# START OF AVAILABLE DATA
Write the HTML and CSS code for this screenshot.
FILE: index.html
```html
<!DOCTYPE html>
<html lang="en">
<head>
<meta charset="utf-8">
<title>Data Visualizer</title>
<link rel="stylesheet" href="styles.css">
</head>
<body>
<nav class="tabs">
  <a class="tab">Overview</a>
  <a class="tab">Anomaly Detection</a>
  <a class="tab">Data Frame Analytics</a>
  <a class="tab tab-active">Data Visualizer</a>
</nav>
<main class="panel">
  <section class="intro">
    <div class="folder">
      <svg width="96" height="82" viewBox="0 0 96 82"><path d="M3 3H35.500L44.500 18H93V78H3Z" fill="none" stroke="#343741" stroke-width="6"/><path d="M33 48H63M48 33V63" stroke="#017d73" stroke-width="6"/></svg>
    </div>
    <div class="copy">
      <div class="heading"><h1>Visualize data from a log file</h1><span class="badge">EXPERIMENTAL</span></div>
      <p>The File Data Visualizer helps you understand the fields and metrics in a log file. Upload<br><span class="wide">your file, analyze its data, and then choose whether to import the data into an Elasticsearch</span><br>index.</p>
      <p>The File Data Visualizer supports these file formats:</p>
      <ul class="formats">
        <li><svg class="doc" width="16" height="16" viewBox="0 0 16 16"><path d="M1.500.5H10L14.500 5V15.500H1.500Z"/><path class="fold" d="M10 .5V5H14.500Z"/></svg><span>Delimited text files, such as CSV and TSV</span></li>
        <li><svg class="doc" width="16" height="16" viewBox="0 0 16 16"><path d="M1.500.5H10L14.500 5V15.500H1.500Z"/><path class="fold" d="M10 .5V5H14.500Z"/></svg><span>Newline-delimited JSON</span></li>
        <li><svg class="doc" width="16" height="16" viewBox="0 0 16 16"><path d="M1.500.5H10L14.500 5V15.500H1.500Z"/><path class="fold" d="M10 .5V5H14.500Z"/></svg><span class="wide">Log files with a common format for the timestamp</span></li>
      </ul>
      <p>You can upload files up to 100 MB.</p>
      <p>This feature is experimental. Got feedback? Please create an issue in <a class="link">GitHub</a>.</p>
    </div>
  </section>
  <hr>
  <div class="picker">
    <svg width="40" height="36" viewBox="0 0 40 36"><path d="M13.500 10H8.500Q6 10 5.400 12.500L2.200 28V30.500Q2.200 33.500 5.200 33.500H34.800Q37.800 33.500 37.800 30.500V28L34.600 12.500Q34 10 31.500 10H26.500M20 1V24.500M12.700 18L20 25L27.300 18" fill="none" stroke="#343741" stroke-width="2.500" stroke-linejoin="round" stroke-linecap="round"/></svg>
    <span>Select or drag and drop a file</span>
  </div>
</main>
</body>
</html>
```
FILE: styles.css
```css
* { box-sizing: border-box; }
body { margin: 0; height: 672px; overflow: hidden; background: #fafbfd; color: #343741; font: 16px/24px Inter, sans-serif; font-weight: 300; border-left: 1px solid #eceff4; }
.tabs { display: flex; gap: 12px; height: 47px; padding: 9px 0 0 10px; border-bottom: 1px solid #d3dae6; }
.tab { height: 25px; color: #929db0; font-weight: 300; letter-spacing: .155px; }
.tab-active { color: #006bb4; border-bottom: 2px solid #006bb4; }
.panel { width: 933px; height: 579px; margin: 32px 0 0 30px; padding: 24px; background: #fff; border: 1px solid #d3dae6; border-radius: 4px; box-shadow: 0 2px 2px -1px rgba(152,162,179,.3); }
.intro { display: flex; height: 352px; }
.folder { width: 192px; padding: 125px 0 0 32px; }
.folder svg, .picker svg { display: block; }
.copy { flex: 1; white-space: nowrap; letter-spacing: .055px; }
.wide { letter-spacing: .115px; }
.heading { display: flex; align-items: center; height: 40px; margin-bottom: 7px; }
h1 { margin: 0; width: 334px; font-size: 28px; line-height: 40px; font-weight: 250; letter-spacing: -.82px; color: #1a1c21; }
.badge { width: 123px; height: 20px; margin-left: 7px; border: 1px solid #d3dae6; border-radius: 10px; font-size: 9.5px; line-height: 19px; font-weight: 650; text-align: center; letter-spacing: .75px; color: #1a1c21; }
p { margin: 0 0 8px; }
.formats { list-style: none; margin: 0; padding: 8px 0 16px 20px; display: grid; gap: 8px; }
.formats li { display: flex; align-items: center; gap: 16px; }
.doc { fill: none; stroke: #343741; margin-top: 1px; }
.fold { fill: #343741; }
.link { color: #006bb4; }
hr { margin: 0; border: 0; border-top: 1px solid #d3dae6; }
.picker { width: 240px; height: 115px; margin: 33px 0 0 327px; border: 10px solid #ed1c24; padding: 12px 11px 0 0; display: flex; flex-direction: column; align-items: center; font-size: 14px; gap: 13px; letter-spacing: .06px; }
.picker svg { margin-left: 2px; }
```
# END OF AVAILABLE DATA
TASK DETAILS: Print again each line of the listing above, exactly as it appears.

COMPLETE RESPONSE:
Write the HTML and CSS code for this screenshot.
FILE: index.html
```html
<!DOCTYPE html>
<html lang="en">
<head>
<meta charset="utf-8">
<title>Data Visualizer</title>
<link rel="stylesheet" href="styles.css">
</head>
<body>
<nav class="tabs">
  <a class="tab">Overview</a>
  <a class="tab">Anomaly Detection</a>
  <a class="tab">Data Frame Analytics</a>
  <a class="tab tab-active">Data Visualizer</a>
</nav>
<main class="panel">
  <section class="intro">
    <div class="folder">
      <svg width="96" height="82" viewBox="0 0 96 82"><path d="M3 3H35.500L44.500 18H93V78H3Z" fill="none" stroke="#343741" stroke-width="6"/><path d="M33 48H63M48 33V63" stroke="#017d73" stroke-width="6"/></svg>
    </div>
    <div class="copy">
      <div class="heading"><h1>Visualize data from a log file</h1><span class="badge">EXPERIMENTAL</span></div>
      <p>The File Data Visualizer helps you understand the fields and metrics in a log file. Upload<br><span class="wide">your file, analyze its data, and then choose whether to import the data into an Elasticsearch</span><br>index.</p>
      <p>The File Data Visualizer supports these file formats:</p>
      <ul class="formats">
        <li><svg class="doc" width="16" height="16" viewBox="0 0 16 16"><path d="M1.500.5H10L14.500 5V15.500H1.500Z"/><path class="fold" d="M10 .5V5H14.500Z"/></svg><span>Delimited text files, such as CSV and TSV</span></li>
        <li><svg class="doc" width="16" height="16" viewBox="0 0 16 16"><path d="M1.500.5H10L14.500 5V15.500H1.500Z"/><path class="fold" d="M10 .5V5H14.500Z"/></svg><span>Newline-delimited JSON</span></li>
        <li><svg class="doc" width="16" height="16" viewBox="0 0 16 16"><path d="M1.500.5H10L14.500 5V15.500H1.500Z"/><path class="fold" d="M10 .5V5H14.500Z"/></svg><span class="wide">Log files with a common format for the timestamp</span></li>
      </ul>
      <p>You can upload files up to 100 MB.</p>
      <p>This feature is experimental. Got feedback? Please create an issue in <a class="link">GitHub</a>.</p>
    </div>
  </section>
  <hr>
  <div class="picker">
    <svg width="40" height="36" viewBox="0 0 40 36"><path d="M13.500 10H8.500Q6 10 5.400 12.500L2.200 28V30.500Q2.200 33.500 5.200 33.500H34.800Q37.800 33.500 37.800 30.500V28L34.600 12.500Q34 10 31.500 10H26.500M20 1V24.500M12.700 18L20 25L27.300 18" fill="none" stroke="#343741" stroke-width="2.500" stroke-linejoin="round" stroke-linecap="round"/></svg>
    <span>Select or drag and drop a file</span>
  </div>
</main>
</body>
</html>
```
FILE: styles.css
```css
* { box-sizing: border-box; }
body { margin: 0; height: 672px; overflow: hidden; background: #fafbfd; color: #343741; font: 16px/24px Inter, sans-serif; font-weight: 300; border-left: 1px solid #eceff4; }
.tabs { display: flex; gap: 12px; height: 47px; padding: 9px 0 0 10px; border-bottom: 1px solid #d3dae6; }
.tab { height: 25px; color: #929db0; font-weight: 300; letter-spacing: .155px; }
.tab-active { color: #006bb4; border-bottom: 2px solid #006bb4; }
.panel { width: 933px; height: 579px; margin: 32px 0 0 30px; padding: 24px; background: #fff; border: 1px solid #d3dae6; border-radius: 4px; box-shadow: 0 2px 2px -1px rgba(152,162,179,.3); }
.intro { display: flex; height: 352px; }
.folder { width: 192px; padding: 125px 0 0 32px; }
.folder svg, .picker svg { display: block; }
.copy { flex: 1; white-space: nowrap; letter-spacing: .055px; }
.wide { letter-spacing: .115px; }
.heading { display: flex; align-items: center; height: 40px; margin-bottom: 7px; }
h1 { margin: 0; width: 334px; font-size: 28px; line-height: 40px; font-weight: 250; letter-spacing: -.82px; color: #1a1c21; }
.badge { width: 123px; height: 20px; margin-left: 7px; border: 1px solid #d3dae6; border-radius: 10px; font-size: 9.5px; line-height: 19px; font-weight: 650; text-align: center; letter-spacing: .75px; color: #1a1c21; }
p { margin: 0 0 8px; }
.formats { list-style: none; margin: 0; padding: 8px 0 16px 20px; display: grid; gap: 8px; }
.formats li { display: flex; align-items: center; gap: 16px; }
.doc { fill: none; stroke: #343741; margin-top: 1px; }
.fold { fill: #343741; }
.link { color: #006bb4; }
hr { margin: 0; border: 0; border-top: 1px solid #d3dae6; }
.picker { width: 240px; height: 115px; margin: 33px 0 0 327px; border: 10px solid #ed1c24; padding: 12px 11px 0 0; display: flex; flex-direction: column; align-items: center; font-size: 14px; gap: 13px; letter-spacing: .06px; }
.picker svg { margin-left: 2px; }
```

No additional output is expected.